Smoked Turkey Tacos with Mole Verde
After moving from Austin to Boston, I would periodically get such a jones for Tex-Mex food that nothing would satisfy it but a casserole dish full of enchiladas stuffed with chunks of smoked turkey and slathered in a spicy-sweet green mole sauce. They had been a favorite of mine at Z’Tejas, at the time a funky place on 6th Street, but now a small chain with outposts in Texas, Utah, California, Arizona, and Washington State. I was thrilled when the Austin American-Statesman ran a recipe for the enchiladas a few years after I left town. It enabled me to invite over a mix of fellow Tex-pats and native New Englanders and have everyone marveling at the revelation that is a chocolate-free mole sauce. All these years later, the revelation for me was how easily they morphed into soft tacos, still with that unusual combination of smoked turkey breast and mole verde. For this, the smoked turkey should be cut from a very thick slice, so either buy a whole or half smoked breast yourself and cut it from there, or ask your deli to custom-cut a 1/2-inch slice or two.
Cochinita Pibil Tacos with Habanero Salsa
You’ve done the work to make the Yucatan-Style Slow-Roasted Pork (page 66) already, so now you get to take advantage of its depth of flavor and combine it with a fiery (and I mean that) salsa and Citrus-Pickled Onions (page 19) in these vibrant tacos. This recipe makes about 1/4 cup of the salsa, and a little goes a long way, so you may have some left over. It will last for 2 weeks refrigerated in an airtight container, and you can use it on all manner of eggs and meats, and as a salad dressing base, but my favorite use might be to mash a tablespoon or two into the yolks of a half dozen hard-cooked eggs, along with mayo, for a party snack that puts the devil back into deviled eggs, for sure. (And yes, pickled onions are good on those babies, too.)
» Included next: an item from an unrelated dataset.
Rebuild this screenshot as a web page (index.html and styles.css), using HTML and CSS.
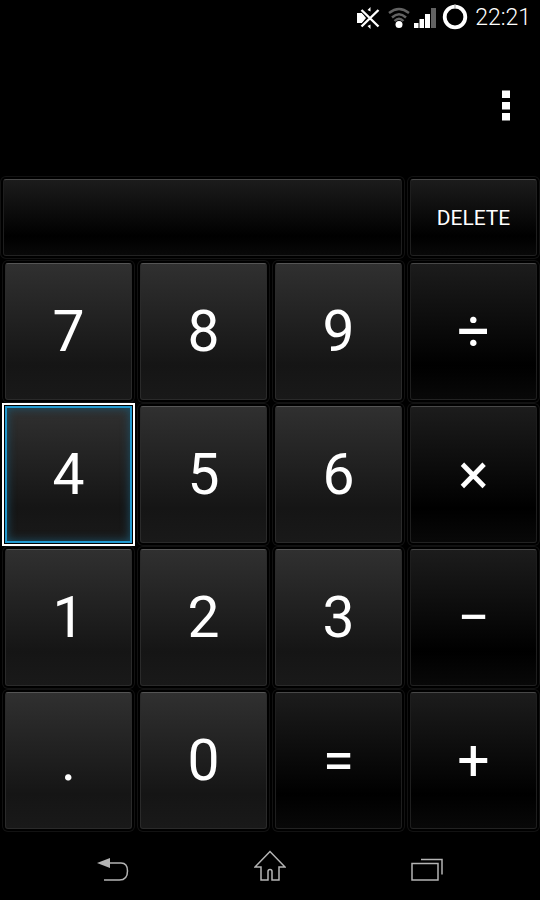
FILE: index.html
```html
<!DOCTYPE html>
<html lang="en">
<head>
    <meta charset="UTF-8">
    <meta name="viewport" content="width=device-width, initial-scale=1.0">
    <title>Calculator</title>
    <link rel="stylesheet" href="styles.css">
</head>
<body>
    <header class="status-bar">
        <svg class="muted" width="24" height="22" viewBox="0 0 24 22" aria-label="Muted">
            <path d="M1 6h5l4 5-4 5H1z" fill="#fff"/>
            <path d="M11.500 3l3-3v4.500zM11.500 19l3 3v-4.500z" fill="#fff"/>
            <path d="M6 3l17 16M22.500 3L5.500 19.500" stroke="#000" stroke-width="4.500"/>
            <path d="M5.500 3l17 16.500M22.500 3L5.500 19.500" stroke="#fff" stroke-width="2.400"/>
        </svg>
        <svg class="wifi" width="22" height="22" viewBox="0 0 22 22" aria-label="Wi-Fi">
            <g fill="none" stroke="#626262" stroke-width="2.400">
                <path d="M1 6Q11-2 21 6"/>
                <path d="M4 10.500Q11 4 18 10.500"/>
                <path d="M6.500 14Q11 9.500 15.500 14"/>
            </g>
            <circle cx="11" cy="17.500" r="3.500" fill="#fff"/>
        </svg>
        <svg class="signal" width="22" height="20" viewBox="0 0 22 20" aria-label="Signal">
            <path d="M0 15h4.500v5H0zM5.500 11h4.500v9H5.500zM11 6h5v14h-5z" fill="#fff"/>
            <path d="M17 0h5v20h-5z" fill="#626262"/>
        </svg>
        <svg class="battery" width="26" height="26" viewBox="0 0 26 26" aria-label="Battery">
            <circle cx="13" cy="13" r="10.300" fill="none" stroke="#fff" stroke-width="3.800"/>
            <path d="M13 0v4" stroke="#999" stroke-width="1"/>
        </svg>
        <time class="clock">22:21</time>
    </header>

    <div class="action-bar">
        <button class="menu" aria-label="More options">
            <svg width="8" height="32" viewBox="0 0 8 32">
                <path d="M0 0.500h8v7.500H0zM0 12h8v7.500H0zM0 23h8v7.500H0z" fill="#fff"/>
            </svg>
        </button>
    </div>

    <main class="calculator">
        <div class="top-row">
            <input class="display" type="text" aria-label="Result" readonly>
            <button class="key op delete">DELETE</button>
        </div>
        <div class="keypad">
            <button class="key">7</button>
            <button class="key">8</button>
            <button class="key">9</button>
            <button class="key op">÷</button>

            <button class="key focused">4</button>
            <button class="key">5</button>
            <button class="key">6</button>
            <button class="key op">×</button>

            <button class="key">1</button>
            <button class="key">2</button>
            <button class="key">3</button>
            <button class="key op">−</button>

            <button class="key">.</button>
            <button class="key">0</button>
            <button class="key op">=</button>
            <button class="key op">+</button>
        </div>
    </main>

    <nav class="nav-bar">
        <button aria-label="Back">
            <svg width="32" height="32" viewBox="0 0 32 32">
                <path d="M0 13L13 8v10z" fill="#b4b4b4"/>
                <path d="M12 13h12c4 0 6.500 3 6.500 8s-2 9-8 9H7" fill="none" stroke="#b4b4b4" stroke-width="1.500"/>
            </svg>
        </button>
        <button aria-label="Home">
            <svg width="32" height="32" viewBox="0 0 32 32">
                <path d="M16 1.500L1 17h6V30h7V21.500q0-2 2-2t2 2v8.500h7V17h6z" fill="none" stroke="#b4b4b4" stroke-width="1.500"/>
            </svg>
        </button>
        <button aria-label="Recent apps">
            <svg width="32" height="32" viewBox="0 0 32 32">
                <path d="M1 13.500h26v16.500H1zM10 9.500h21v15" fill="none" stroke="#b4b4b4" stroke-width="1.500"/>
            </svg>
        </button>
    </nav>
</body>
</html>
```

FILE: styles.css
```css
* {
    box-sizing: border-box;
}
body {
    margin: 0;
    min-height: 100vh;
    display: flex;
    flex-direction: column;
    background: #000;
    color: #fff;
    font-family: Roboto, sans-serif;
}
button {
    font-family: inherit;
    color: inherit;
    background: none;
    border: none;
    padding: 0;
    cursor: pointer;
}
svg {
    display: block;
}

/* status bar */
.status-bar {
    display: flex;
    align-items: center;
    justify-content: flex-end;
    height: 36px;
    padding-right: 9px;
}
.wifi {
    margin-left: 8px;
}
.signal {
    margin-left: 4px;
}
.battery {
    margin: 0 7px 2px 6px;
}
.clock {
    font-size: 23px;
    font-weight: 300;
    line-height: 36px;
}

.action-bar {
    display: flex;
    align-items: center;
    justify-content: flex-end;
    height: 140px;
    padding-right: 20px;
}
.menu {
    padding: 12px 10px;
}

/* keys */
.calculator {
    flex: 1;
    display: flex;
    flex-direction: column;
    gap: 7px;
    padding: 3px 3px 0 5px;
}
.top-row,
.keypad {
    display: grid;
    grid-template-columns: repeat(4, 1fr);
    column-gap: 8px;
}
.top-row {
    height: 77px;
}
.keypad {
    flex: 1;
    grid-auto-rows: 1fr;
    row-gap: 6px;
}
.key,
.display {
    min-width: 0;
    border: 1px solid #2a2a2a;
    border-top-color: #555;
    border-radius: 3px;
    box-shadow: 0 0 0 2px #000, 0 0 0 3px #121212;
}
.key {
    font-size: 57px;
    background: linear-gradient(#303030, #151515 75%, #191919);
}
.op,
.display {
    background: linear-gradient(#1c1c1c, #000 75%, #080808);
    border-color: #484848 #1e1e1e #222;
}
.display {
    grid-column: span 3;
    margin-left: -2px;
    padding: 0 12px;
    color: #fff;
    font: 40px Roboto, sans-serif;
    text-align: right;
}
.delete {
    font-size: 21px;
}
.focused {
    border: 2px solid #2299cf;
    border-radius: 0;
    outline: 2px solid #fff;
    outline-offset: 1px;
    box-shadow: inset 0 0 10px #1c5269;
}

/* navigation */
.nav-bar {
    display: grid;
    grid-template-columns: repeat(3, 1fr);
    height: 71px;
    padding: 0 34px;
}
.nav-bar button {
    display: flex;
    align-items: center;
    justify-content: center;
    padding-top: 2px;
}
```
Yucatan-Style Slow-Roasted Pork
Of all the recipes in the cookbook I cowrote with Boston chef Andy Husbands, The Fearless Chef, the one for slow-roasted pork is the one I’m asked for the most. A new round of requests came after my friend Josh and I made it for my own birthday party a few years ago in Washington. We served it simply, with salsa, sour cream, and tortillas on the side, but trust me, this meat can go into all sorts of recipes, such as in Cochinita Pibil Tacos (page 95), Faux-lognese with Pappardelle (page 140), and Pulled Pork Sandwich with Green Mango Slaw (page 121). I’ve simplified this recipe a little from Andy’s original version, cutting out a 24-hour marinating step, replacing the traditional banana leaves with good old aluminum foil, and using one of my favorite smoke stand-ins, Spanish pimenton (smoked Spanish paprika), instead of oregano. The pork is spicy and deeply flavored and colored, thanks in no small part to the large quantity of annatto seeds (also called achiote) that goes into the paste. These little brick-colored pebbles are worth seeking out at good Latin markets or online through such sources as Penzeys.com.